Siebel Systems Institutes Compensation Reform, Praised by CalPERS

January 21, 2005 ( - Siebel Systems Inc., bowing to investor pressure, has altered its executive compensation and bonus systems, earning the praise of pension giant California Public Employees' Retirement System (CalPERS) in the process.

The software company, after settling a case involving stock options with the Teachers’ Retirement System of Louisiana, has opted to change the structure of its compensation system so that it is tied more to financial performance than in the past, according to the Wall Street Journal (See Pension Fund Charges Firm With Option Violations, Cover-up ). The reforms, disclosed in an SEC filing, tie stock-option awards and bonuses to financial criteria such as revenue growth and improvements in operating margins, as well as customer satisfaction. When targets are hit, options will become vested, and bonus sizes will be determined.

Pension giant CalPERS – which is active in corporate governance and other activist investment causes – has praised the move. “I saw a very significant change in attitude” at the company, Ted White, CalPERS” portfolio manager for corporate governance, told the Journal. “This is further than most technology companies, and most big companies, want to go.” The Siebel reforms came after over a year of discussions with CalPERS.

CalPERS has worked with others on the same issue, including JDS Uniphase Corp. and Walt Disney Co (See JDS Uniphase Linking Stock Options to Performance ).

Siebel’s change did not come without past problems, however.
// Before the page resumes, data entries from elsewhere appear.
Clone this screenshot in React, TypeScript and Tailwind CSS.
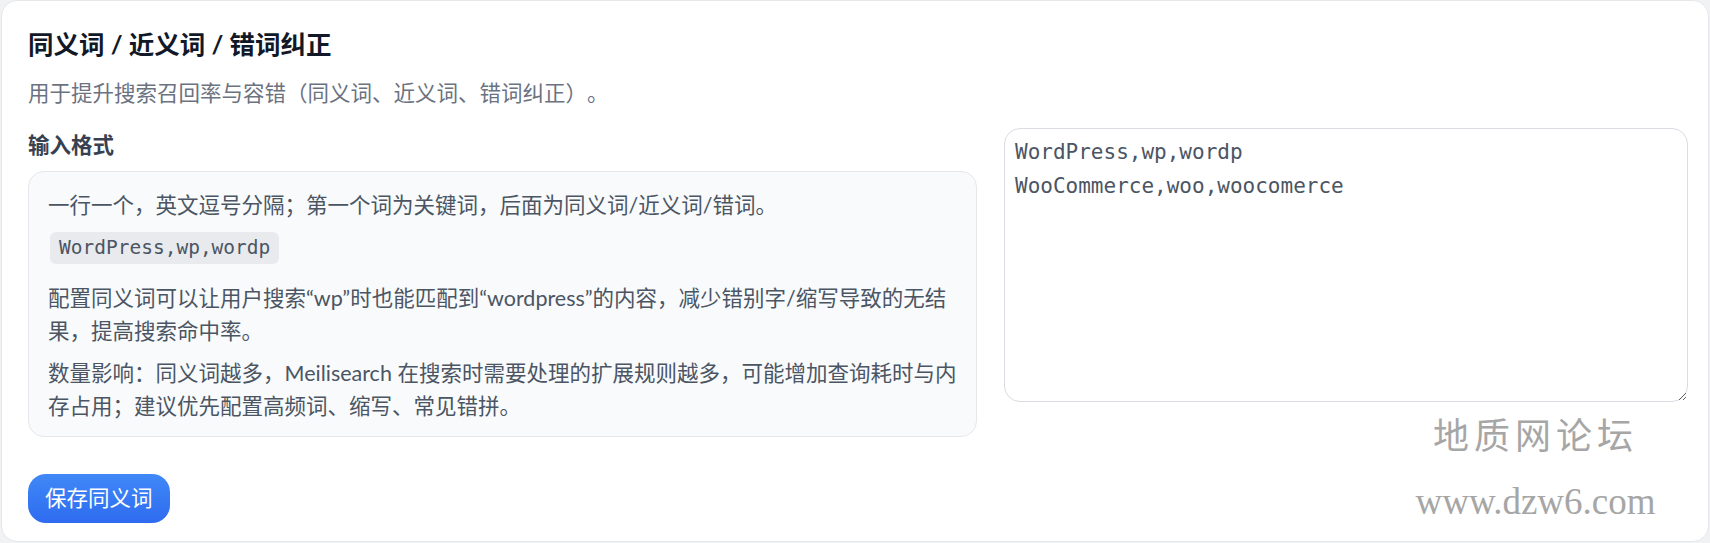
import React, { useState } from 'react'

const sans = { fontFamily: 'Lato, "Noto Sans CJK SC", sans-serif' }
const mono = { fontFamily: '"DejaVu Sans Mono", monospace' }

export default function App() {
  const [value, setValue] = useState('WordPress,wp,wordp\nWooCommerce,woo,woocomerce')

  return (
    <div className="relative h-[543px] w-full overflow-hidden bg-[#f1f2f4] [text-spacing-trim:space-all]">
      <div
        className="mx-[1px] rounded-2xl border border-[#e5e7eb] bg-white pt-[25px] pb-[18px] pl-[26px] pr-[20px]"
        style={sans}
      >
        {/* Header */}
        <h2 className="text-[25.5px] font-bold leading-[36px] text-[#111827]">同义词 / 近义词 / 错词纠正</h2>
        <p className="mt-[16px] text-[21.5px] leading-[30px] text-[#6b7280]">
          用于提升搜索召回率与容错（同义词、近义词、错词纠正）。
        </p>

        <div className="mt-[20px] grid grid-cols-[949px_684px] gap-[27px]">
          {/* Format help */}
          <div>
            <h3 className="text-[21.5px] font-bold leading-[34px] text-[#374151]">输入格式</h3>
            <div className="mt-[9px] rounded-2xl border border-[#e5e7eb] bg-[#f8fafc] pl-[19px] pr-[14px] pt-[17px] pb-[13px] text-[21.5px] leading-[33px] text-[#4b5563]">
              <p>一行一个，英文逗号分隔；第一个词为关键词，后面为同义词/近义词/错词。</p>
              <div className="mt-[8px]">
                <code
                  className="ml-[2px] inline-block h-[32px] rounded-md bg-[#e8eaee] px-[9px] text-[19.5px] leading-[32px] text-[#4b5563]"
                  style={mono}
                >
                  WordPress,wp,wordp
                </code>
              </div>
              <p className="mt-[18px]">
                配置同义词可以让用户搜索“wp”时也能匹配到“wordpress”的内容，减少错别字/缩写导致的无结果，提高搜索命中率。
              </p>
              <p className="mt-[9px]">
                数量影响：同义词越多，Meilisearch 在搜索时需要处理的扩展规则越多，可能增加查询耗时与内存占用；建议优先配置高频词、缩写、常见错拼。
              </p>
            </div>
          </div>

          {/* Editor */}
          <textarea
            value={value}
            onChange={(e) => setValue(e.target.value)}
            className="h-[274px] w-full rounded-2xl border border-[#d9dce1] bg-white px-[10px] pt-[6px] text-[21px] leading-[34px] text-[#4b5563] outline-none"
            style={mono}
          />
        </div>

        <button className="mt-[37px] h-[49px] rounded-[18px] bg-gradient-to-b from-[#4088f7] to-[#2f6bf0] px-[17px] text-[21.5px] text-white">
          保存同义词
        </button>
      </div>

      {/* Watermark */}
      <div className="pointer-events-none absolute left-[1413px] top-[409px] flex w-[245px] flex-col items-center text-[#a6a6a6]">
        <span className="text-[36px] leading-[48px] tracking-[5px]" style={{ fontFamily: '"Noto Sans CJK SC", serif' }}>
          地质网论坛
        </span>
        <span className="mt-[23px] text-[37px] leading-[44px]" style={{ fontFamily: '"Liberation Serif", serif' }}>
          www.dzw6.com
        </span>
      </div>
    </div>
  )
}
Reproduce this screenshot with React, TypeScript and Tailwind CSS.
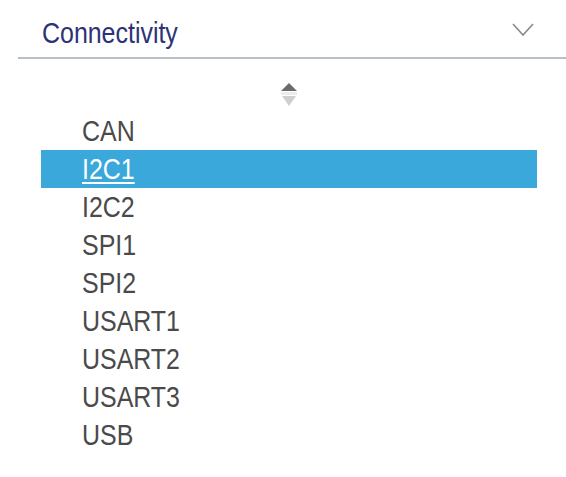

In 2002, the Louisiana pension fund filed suit against the company, alleging that over $1 billion in options was improperly awarded to the company’s founder, Tom Siebel (See Siebel Corporate Reforms Set in Pension Fund Suit Settlement ). Denying that it did anything wrong, the company settled in 2003. In the same year, the company fought to keep a TIAA-CREF shareholder proposal that sought to tie compensation to performance off the table. The proposal was ultimately voted down by shareholders.